2. Wash parsley and cut off stems with a kitchen scissor. Pat dry.

3. Peel cloves of garlic and cut off the inedible ends of them.

4. Boil a decently salted pot of water for the pasta. I used linguine last night, but any pasta should do decently. While the pasta is cooking, prepare the pesto, as in step five.

5. Place the clean parsley, the toasted walnuts, the grated cheese, and the cloves of garlic in a food processor. Run the processor for about thirty seconds to a minute to finely chop everything (you want it VERY fine), and then, while the food processor is running, start to drizzle in olive oil through the feed tube. Add as much oil as you like, until it gets to the desired thickness. I used about a quarter cup of oil, since the pesto will be thinned out next.

6. By this point, the pasta should have finished cooking. Reserve one cup of the liquid that the pasta has cooked in, since it’ll be used to thin the sauce out. It’s very important that you use the pasta water instead of regular hot water, as the pasta water has released starch in it. Anyway, drain the pasta and return to the pot. Add in the pesto, which should be thick, and then dump the pasta water in the pot too. Stir liberally to mix and thin out the pesto enough that it’ll coat all the pasta. Add as much salt and pepper to taste, at this point, as you like.

7. Serve with some more fresh Parmesan cheese on top, either grated or shredded.
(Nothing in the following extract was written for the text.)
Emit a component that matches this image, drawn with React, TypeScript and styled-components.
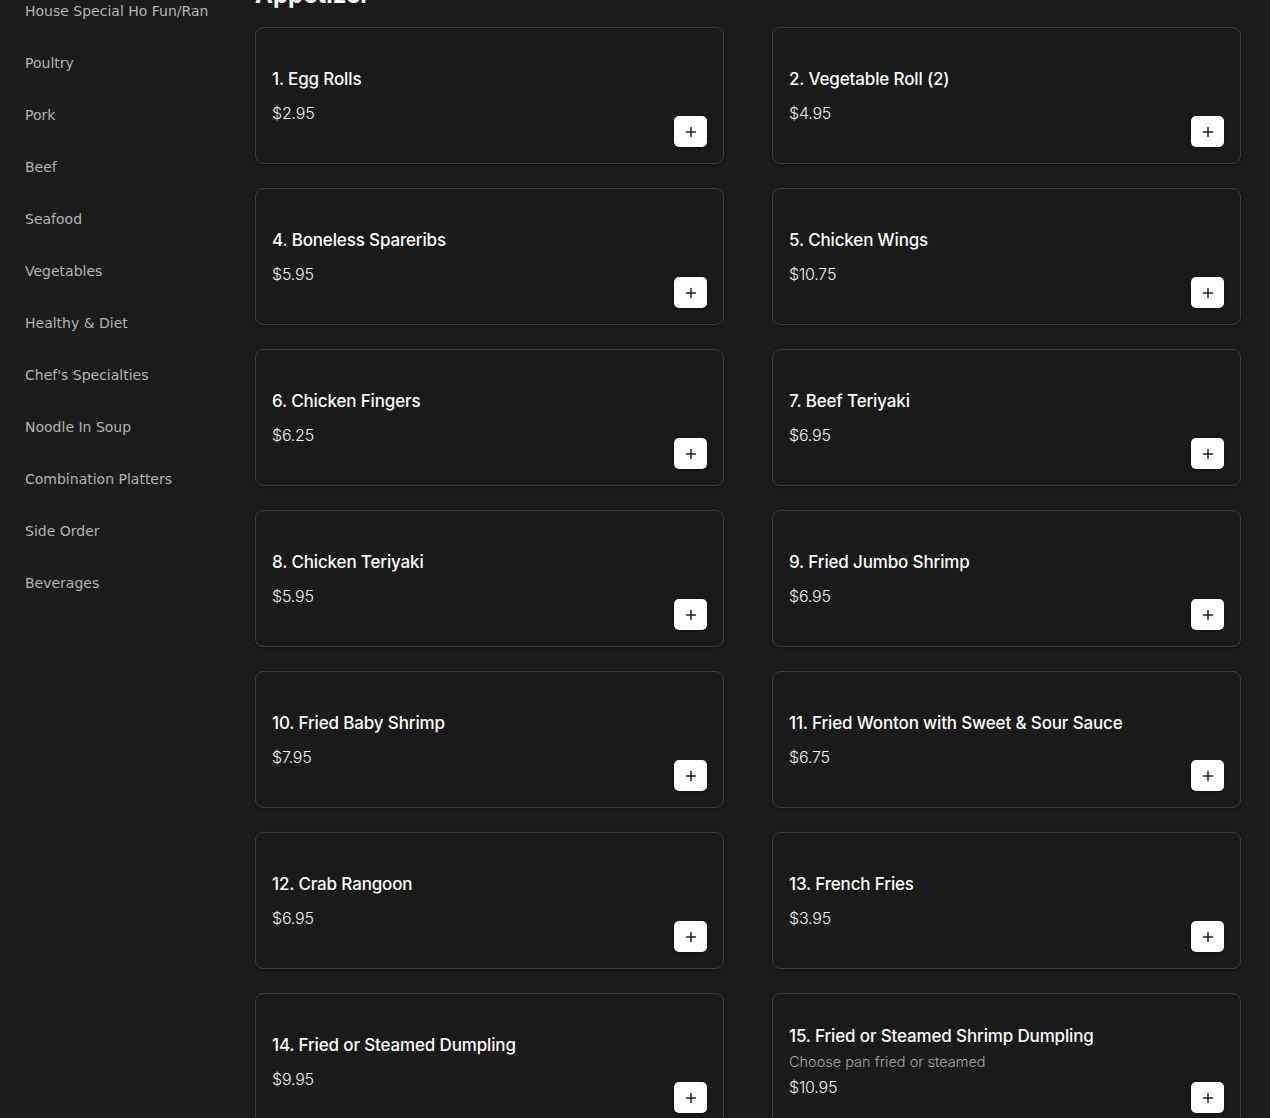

It’s a very fresh and green dinner; it made me feel like spring. =)

Creamy Polenta

Saffronrose, 3 Mar 08, comment to ‘Recipe Day’

serves 6-8
Source/comments: Marina Fournier. I am attempting to duplicate the best I’ve had, which was at the Willowwood Market Cafe in Graton, CA. They add cheese at the last moment, but I didn’t hear what kind. The vanilla in my version softens any acid in the wine, just leaving the rounder flavor.

1 c. polenta
2 1/2 c. milk
4 oz. margarine or butter
2 c. water
1 c. white wine
(1/4 t. vanilla)

Soak the polenta in milk for about an hour. Cut the butter or margarine into small pieces. When you are ready to cook it, add the butter or margarine, and water. When the butter is all melted, gradually add the wine, in order to avoid curdling. Heat gently over low heat, stirring with a whisk, to avoid clumping. If the mixture is getting too thick, add more water, and stir constantly until the texture is the same throughout. Cook gently until as firm as you desire (I like it about 15 minutes thick), and then add the vanilla if needed, and any grated cheese, just before serving. Two generous spoonfuls of pesto and a large spoonful of goat cheese instead of grated cheese goes well, and is how Willowwood serves it. I have since found out they do not use wine in theirs, so substitute water or what you please for the cup of wine in the recipe.